Mr. Conyers (for himself and Mr. Filner) introduced the following bill; 
       which was referred to the Committee on Education and Labor

_______________________________________________________________________

                                 A BILL


 
  To amend the National Labor Relations Act to clarify the intent of 
 Congress for Federal labor law preemption of State and local law, and 
                          for other purposes.

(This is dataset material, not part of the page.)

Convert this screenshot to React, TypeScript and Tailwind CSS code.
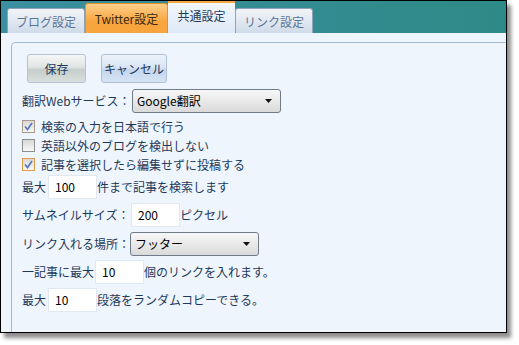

    Be it enacted by the Senate and House of Representatives of the 
United States of America in Congress assembled,

SECTION 1. SHORT TITLE.

    This Act may be cited as the ``State Public Funds Protection Act''.

SEC. 2. FINDINGS.

    Congress finds the following:
            (1) The Supreme Court ruling in Chamber of Commerce v. 
        Brown, No. 06-939 (June 19, 2008), significantly impairs the 
        broad sovereign power of the States to decide how to spend 
        State treasury funds. The Brown decision undermines this 
        sovereign power by unduly restricting the types of legislation 
        a State or local government can pass that affect employer-
        employee labor relations and involve the receipt of State 
        funds.
            (2) The Court's decision misinterprets Congressional intent 
        in the National Labor Relations Act (29 U.S.C. 151 et seq.), by 
        characterizing State legislation that limits the use of State 
        or local government funds to assist, deter, or promote union 
        organizing as regulation that Congress intended to prohibit by 
        enacting the NLRA.
            (3) Legislation directing State or local public funds away 
        from union organizing activity or expression is consistent, not 
        inconsistent, with Congressional intent and the express 
        language of section 8(c) of the NLRA, which ensures that speech 
        that is neither coercive nor a promise of a benefit shall not 
        be deemed an unfair labor practice, or evidence of an unfair 
        labor practice.
            (4) Congress by this provision intended no preemption of 
        State and local governments placing limits on the use of State 
        and local governmental funds to assist, deter, or promote union 
        organizing.
            (5) Congress has forbidden recipients of Head Start funds, 
        Workforce Investment Act funds, and National Community Service 
        Act funds, from using Federal funds to assist promote, or deter 
        union organizing. As such, policies that protect the integrity 
        of public funds by directing State or local funds away from 
        labor-related activity are consistent, not inconsistent, with 
        the national labor policy.
            (6) Legislation that limits the use of State or local funds 
        in connection with union organizing neither compels or forbids 
        employer or employee advocacy for or against union organizing.
            (7) Restrictions on the use of State or local government 
        funds in connection with union organizing do not prevent 
        employers from spending their own, non-government procured 
        funds, to assist, promote, or deter union advertising.
            (8) A State or local government restriction on the use of 
        State funds in connection with union organizing does not 
        regulate activity that the NLRA protects or prohibits.
            (9) Restrictions on the use of State or local government 
        funds in connection with union organizing is not the regulation 
        of activity that Congress intended to be controlled by the free 
        play of economic forces.
            (10) Restrictions on the use of State or local government 
        funds in connection with union organizing allow State and local 
        governments to maintain their neutrality in union organizing 
        campaigns and prevent the misappropriation of tax dollars.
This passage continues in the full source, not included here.